As for the controversial B.D.S. movement, which until recently few mainstream Democrats would dare embrace, Mr. Mellman said his group was “strongly opposed” to any such measures. But he was also critical of the effort by Senate Republicans to affirm the right of local and state governments to break ties with companies that attempt to boycott or disinvest from Israel (the measure is expected to be passed Wednesday).
“We are strongly opposed to using Israel and B.D.S. as some kind of partisan wedge,” he said.
Mr. Mellman will be joined at the group by co-chairs Ann Lewis, another veteran Democratic strategist, and Todd Richman, a J.P. Morgan executive and Democratic fund-raiser.
They would not say how much they would spend in the 2020 election, but Mr. Mellman said the group has “substantial” financial backing and planned to “be around for years.”
If so, they could become a formidable counterweight to the advocacy group J Street, which, while not officially partisan, has sought to nurture support for Democrats who are uncomfortable with aggressively pro-Israel groups like the American Israel Public Affairs Committee, known as AIPAC.
Some Jewish Democrats have suggested that Mr.
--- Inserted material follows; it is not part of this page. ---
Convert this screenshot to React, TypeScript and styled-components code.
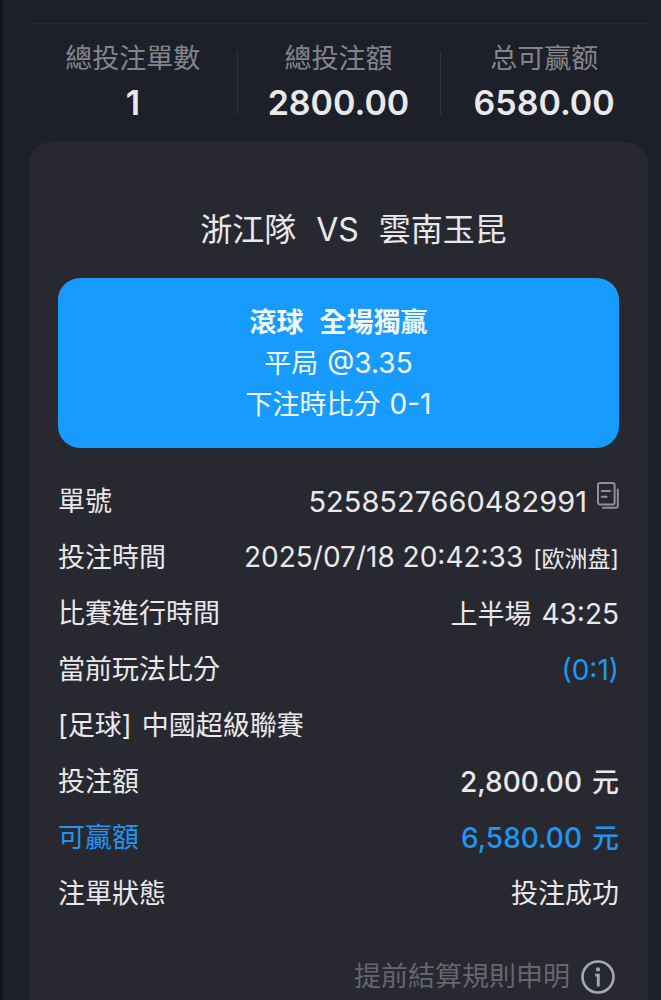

Mellman’s group represents a Democratic arm of AIPAC, though he said they are “separate and independent.”
J Street donated just under $5 million to candidates in the 2018 election and Jeremy Ben-Ami, the group’s president, said they would at least match that in 2020.
“The idea that the Democratic Party should just support the Netanyahu government, right or wrong, is out of line with where American Jews are at and where Jewish Democrats are at,” Mr. Ben-Ami said.
But Mr. Mellman said Democratic candidates should know there exists “a strong reservoir of support” in the party for a traditionalist stance on Israel.
“Our first choice is to educate and persuade,” he said, before vowing: “If there’s a political and intellectual battle to be waged, we’re here to wage it.”